### Data extract:
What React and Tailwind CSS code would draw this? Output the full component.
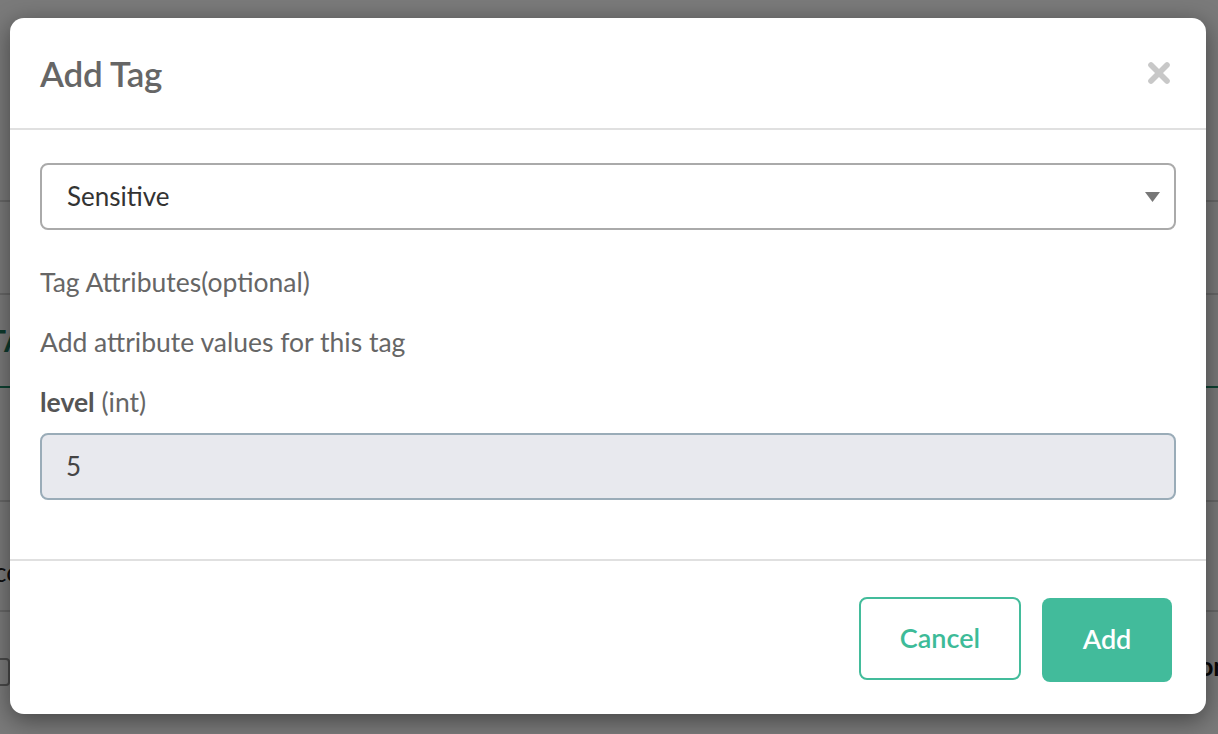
import { X } from "lucide-react";

function BackgroundPage() {
  return (
    <div className="absolute inset-0 bg-white font-['Lato',sans-serif]">
      <div className="h-[202px] border-b-2 border-[#d8d8d8]" />
      <div className="h-[93px] border-b-2 border-[#d8d8d8]" />
      <div className="h-[93px] border-b-2 border-[#1e8a6a] flex items-center">
        <span className="text-[30px] font-bold text-[#1e7a5e] -ml-[12px]">TA</span>
      </div>
      <div className="h-[114px] border-b-2 border-[#d8d8d8]" />
      <div className="h-[110px] border-b-2 border-[#d8d8d8] flex items-end pb-[18px]">
        <span className="text-[26px] text-[#222] -ml-[6px]">co</span>
      </div>
      <div className="h-[90px] flex items-center justify-between pt-[30px]">
        <span className="w-[22px] h-[28px] border-2 border-[#999] rounded -ml-[12px]" />
        <span className="text-[26px] font-bold text-[#111] -mr-[10px] -mt-[12px]">on</span>
      </div>
    </div>
  );
}

export default function App() {
  return (
    <div className="relative w-full h-[734px] overflow-hidden font-['Lato',sans-serif]">
      <BackgroundPage />
      <div className="absolute inset-0 bg-black/[0.52] pl-[10px] pr-[12px] pt-[18px]">
        <div className="bg-white rounded-[14px] h-[696px] shadow-[0_6px_24px_rgba(0,0,0,0.45)] flex flex-col">
          <div className="h-[112px] flex items-center justify-between px-[30px] border-b-2 border-[#e0e0e0]">
            <h1 className="text-[35px] font-semibold text-[#666] tracking-[-0.2px]">Add Tag</h1>
            <X className="w-[32px] h-[32px] text-[#c8c8c8] mr-[1px]" strokeWidth={4.2} />
          </div>
          <div className="flex-1 px-[30px] pt-[33px] flex flex-col border-b-2 border-[#e0e0e0]">
            <div className="h-[67px] border-2 border-[#aaaaaa] rounded-[8px] flex items-center justify-between pl-[25px] pr-[14px]">
              <span className="text-[26px] text-[#333]">Sensitive</span>
              <svg width="15" height="10" viewBox="0 0 15 10"><path d="M0 0 L15 0 L7.5 10 Z" fill="#777" /></svg>
            </div>
            <div className="mt-[35px] text-[26.5px] text-[#666] leading-[34px]">Tag Attributes(optional)</div>
            <div className="mt-[26px] text-[26.5px] text-[#666] leading-[34px]">Add attribute values for this tag</div>
            <div className="mt-[26px] text-[26.5px] text-[#666] leading-[34px]">
              <span className="font-bold text-[#555]">level</span> (int)
            </div>
            <div className="mt-[14px] h-[67px] bg-[#e8e9ee] border-2 border-[#9aacb8] rounded-[8px] flex items-center pl-[24px]">
              <span className="text-[26px] text-[#444]">5</span>
            </div>
          </div>
          <div className="h-[153px] flex items-center justify-end gap-[21px] pr-[34px] pt-[2px]">
            <button className="w-[162px] h-[83px] border-2 border-[#43bc9b] rounded-[8px] text-[27px] text-[#3dbb98] font-semibold">Cancel</button>
            <button className="w-[130px] h-[84px] mt-[2px] bg-[#42bb9b] rounded-[8px] text-[27px] text-white font-semibold">Add</button>
          </div>
        </div>
      </div>
    </div>
  );
}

### What is required:
From the material above, gather all lines that include the string "this" and copy them.

### Right answer:
What React and Tailwind CSS code would draw this? Output the full component.
            <div className="mt-[26px] text-[26.5px] text-[#666] leading-[34px]">Add attribute values for this tag</div>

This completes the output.